*Written instruction*: In the entries below, find the lines with the word "that" and copy them.

*Records to process*:
==========

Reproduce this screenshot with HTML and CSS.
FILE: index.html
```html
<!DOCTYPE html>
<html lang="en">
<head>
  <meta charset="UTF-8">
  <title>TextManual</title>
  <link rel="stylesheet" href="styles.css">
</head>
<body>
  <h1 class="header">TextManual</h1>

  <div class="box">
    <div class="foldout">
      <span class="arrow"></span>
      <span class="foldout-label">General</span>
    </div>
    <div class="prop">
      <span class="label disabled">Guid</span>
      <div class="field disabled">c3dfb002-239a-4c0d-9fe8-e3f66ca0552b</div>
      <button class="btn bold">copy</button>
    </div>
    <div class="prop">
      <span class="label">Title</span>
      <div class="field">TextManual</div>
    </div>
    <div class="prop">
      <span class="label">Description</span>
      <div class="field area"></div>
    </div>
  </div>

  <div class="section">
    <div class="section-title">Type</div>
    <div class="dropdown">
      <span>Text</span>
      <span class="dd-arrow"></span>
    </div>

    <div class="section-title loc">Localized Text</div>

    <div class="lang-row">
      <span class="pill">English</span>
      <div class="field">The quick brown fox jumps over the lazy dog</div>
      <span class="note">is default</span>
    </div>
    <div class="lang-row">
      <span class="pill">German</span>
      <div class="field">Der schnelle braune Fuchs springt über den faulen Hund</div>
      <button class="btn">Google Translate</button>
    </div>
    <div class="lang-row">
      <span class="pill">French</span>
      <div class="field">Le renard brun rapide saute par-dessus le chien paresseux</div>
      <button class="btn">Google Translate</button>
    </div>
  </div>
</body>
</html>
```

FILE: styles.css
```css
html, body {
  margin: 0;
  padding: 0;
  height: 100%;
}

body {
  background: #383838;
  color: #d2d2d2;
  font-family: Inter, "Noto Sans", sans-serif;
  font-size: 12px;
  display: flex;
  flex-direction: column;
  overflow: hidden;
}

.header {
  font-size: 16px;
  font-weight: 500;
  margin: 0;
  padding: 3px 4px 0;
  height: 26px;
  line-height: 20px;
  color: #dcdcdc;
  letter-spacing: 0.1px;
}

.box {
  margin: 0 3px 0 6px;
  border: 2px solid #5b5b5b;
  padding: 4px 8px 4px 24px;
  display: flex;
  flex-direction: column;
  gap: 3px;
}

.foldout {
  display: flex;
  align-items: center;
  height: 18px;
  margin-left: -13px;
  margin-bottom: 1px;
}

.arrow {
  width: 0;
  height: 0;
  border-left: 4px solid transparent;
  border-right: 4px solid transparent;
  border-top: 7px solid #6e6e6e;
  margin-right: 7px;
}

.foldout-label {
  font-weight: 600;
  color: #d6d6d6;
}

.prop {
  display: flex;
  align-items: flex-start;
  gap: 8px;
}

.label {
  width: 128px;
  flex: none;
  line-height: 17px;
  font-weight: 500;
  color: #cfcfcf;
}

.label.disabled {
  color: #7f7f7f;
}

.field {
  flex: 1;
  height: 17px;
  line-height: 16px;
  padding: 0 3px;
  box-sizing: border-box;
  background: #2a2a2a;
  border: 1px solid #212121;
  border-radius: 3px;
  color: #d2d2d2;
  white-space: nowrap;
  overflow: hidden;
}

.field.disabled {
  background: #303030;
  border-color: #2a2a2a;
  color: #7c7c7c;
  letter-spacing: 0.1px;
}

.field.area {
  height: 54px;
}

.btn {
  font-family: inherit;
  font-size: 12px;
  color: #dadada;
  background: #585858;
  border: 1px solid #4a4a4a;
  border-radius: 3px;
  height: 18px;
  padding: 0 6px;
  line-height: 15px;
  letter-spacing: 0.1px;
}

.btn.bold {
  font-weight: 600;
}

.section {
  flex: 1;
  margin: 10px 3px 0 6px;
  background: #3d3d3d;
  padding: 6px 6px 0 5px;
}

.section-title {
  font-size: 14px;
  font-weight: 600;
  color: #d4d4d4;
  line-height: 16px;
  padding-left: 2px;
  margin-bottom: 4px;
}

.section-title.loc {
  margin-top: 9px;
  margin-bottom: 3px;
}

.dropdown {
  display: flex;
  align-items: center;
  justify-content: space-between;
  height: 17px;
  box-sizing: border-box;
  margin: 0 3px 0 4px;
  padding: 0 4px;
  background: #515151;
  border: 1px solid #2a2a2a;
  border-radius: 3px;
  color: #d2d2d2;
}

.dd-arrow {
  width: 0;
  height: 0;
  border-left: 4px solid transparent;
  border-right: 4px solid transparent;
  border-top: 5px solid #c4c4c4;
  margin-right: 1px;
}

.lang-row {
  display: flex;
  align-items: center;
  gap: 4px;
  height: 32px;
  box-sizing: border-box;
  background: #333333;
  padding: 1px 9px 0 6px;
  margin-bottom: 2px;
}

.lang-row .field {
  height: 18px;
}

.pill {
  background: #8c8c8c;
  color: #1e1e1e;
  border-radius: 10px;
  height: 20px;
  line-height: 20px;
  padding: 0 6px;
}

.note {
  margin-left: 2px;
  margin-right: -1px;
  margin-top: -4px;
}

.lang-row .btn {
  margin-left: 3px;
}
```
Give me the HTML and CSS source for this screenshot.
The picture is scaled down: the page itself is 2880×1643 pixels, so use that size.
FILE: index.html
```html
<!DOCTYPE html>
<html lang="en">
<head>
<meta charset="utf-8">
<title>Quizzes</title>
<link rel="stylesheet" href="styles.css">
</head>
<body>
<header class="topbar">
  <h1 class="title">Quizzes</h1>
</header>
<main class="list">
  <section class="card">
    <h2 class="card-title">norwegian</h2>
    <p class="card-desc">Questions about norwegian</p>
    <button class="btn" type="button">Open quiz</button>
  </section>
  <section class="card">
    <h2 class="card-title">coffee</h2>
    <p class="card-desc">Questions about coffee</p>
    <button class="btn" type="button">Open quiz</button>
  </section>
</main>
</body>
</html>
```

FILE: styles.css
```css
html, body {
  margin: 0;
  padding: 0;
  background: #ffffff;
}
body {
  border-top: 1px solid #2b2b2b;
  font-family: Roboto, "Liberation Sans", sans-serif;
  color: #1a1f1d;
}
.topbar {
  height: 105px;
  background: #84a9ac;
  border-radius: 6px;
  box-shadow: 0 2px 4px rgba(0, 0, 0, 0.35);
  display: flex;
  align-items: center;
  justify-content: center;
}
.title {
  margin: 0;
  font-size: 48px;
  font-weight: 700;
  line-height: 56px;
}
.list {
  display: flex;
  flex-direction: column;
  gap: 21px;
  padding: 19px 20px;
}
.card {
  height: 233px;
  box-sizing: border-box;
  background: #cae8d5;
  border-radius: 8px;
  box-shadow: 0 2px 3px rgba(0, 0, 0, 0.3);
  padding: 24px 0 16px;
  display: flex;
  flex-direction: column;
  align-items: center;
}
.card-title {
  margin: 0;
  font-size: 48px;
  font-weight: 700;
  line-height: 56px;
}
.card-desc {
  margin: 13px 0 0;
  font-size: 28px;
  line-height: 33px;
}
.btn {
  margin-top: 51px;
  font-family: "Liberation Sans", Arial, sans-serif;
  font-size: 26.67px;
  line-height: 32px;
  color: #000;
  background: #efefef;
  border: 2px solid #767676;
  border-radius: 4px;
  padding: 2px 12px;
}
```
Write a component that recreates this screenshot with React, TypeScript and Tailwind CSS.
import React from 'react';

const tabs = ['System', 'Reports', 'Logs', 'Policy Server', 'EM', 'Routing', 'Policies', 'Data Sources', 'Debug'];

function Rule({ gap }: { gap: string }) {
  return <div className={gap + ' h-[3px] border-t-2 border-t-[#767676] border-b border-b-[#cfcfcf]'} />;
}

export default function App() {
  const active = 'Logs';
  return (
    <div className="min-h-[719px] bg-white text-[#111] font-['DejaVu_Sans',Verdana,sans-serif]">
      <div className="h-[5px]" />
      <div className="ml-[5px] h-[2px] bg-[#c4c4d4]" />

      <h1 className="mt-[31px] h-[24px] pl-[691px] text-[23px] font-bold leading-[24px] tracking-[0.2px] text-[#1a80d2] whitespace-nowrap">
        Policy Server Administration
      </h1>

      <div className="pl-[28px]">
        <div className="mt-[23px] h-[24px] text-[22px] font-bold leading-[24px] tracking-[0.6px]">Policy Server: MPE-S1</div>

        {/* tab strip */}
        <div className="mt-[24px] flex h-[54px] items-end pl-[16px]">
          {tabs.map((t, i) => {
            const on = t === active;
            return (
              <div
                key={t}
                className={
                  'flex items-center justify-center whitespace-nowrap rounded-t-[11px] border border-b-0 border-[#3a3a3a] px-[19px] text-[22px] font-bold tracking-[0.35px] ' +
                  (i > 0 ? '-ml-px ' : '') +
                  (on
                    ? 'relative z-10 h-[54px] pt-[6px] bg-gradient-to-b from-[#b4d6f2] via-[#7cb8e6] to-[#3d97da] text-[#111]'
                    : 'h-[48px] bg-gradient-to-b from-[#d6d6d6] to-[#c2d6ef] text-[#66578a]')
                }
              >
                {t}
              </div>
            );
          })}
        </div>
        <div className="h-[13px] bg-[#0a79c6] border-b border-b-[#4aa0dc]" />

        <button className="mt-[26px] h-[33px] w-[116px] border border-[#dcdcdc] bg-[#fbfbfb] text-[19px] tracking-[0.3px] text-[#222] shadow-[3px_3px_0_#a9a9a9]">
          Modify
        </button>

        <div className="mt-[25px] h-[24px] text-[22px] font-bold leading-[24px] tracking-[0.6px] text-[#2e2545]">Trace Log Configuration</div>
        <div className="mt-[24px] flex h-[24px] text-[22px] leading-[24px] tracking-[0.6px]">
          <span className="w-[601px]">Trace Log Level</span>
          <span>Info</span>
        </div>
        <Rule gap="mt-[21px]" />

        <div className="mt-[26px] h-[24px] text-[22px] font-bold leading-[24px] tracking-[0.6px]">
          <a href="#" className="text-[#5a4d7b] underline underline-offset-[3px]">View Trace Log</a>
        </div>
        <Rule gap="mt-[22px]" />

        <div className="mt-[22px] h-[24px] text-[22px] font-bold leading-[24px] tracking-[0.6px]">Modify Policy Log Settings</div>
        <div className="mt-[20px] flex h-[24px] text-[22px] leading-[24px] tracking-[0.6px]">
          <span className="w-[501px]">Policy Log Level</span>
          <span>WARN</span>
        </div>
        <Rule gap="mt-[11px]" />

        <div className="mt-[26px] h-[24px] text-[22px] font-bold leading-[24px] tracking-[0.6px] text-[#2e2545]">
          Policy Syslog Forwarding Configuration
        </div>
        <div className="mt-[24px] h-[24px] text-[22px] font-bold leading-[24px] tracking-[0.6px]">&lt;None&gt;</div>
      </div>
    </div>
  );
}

==========

*Result for this task*:
The picture is scaled down: the page itself is 2880×1643 pixels, so use that size.
Write a component that recreates this screenshot with React, TypeScript and Tailwind CSS.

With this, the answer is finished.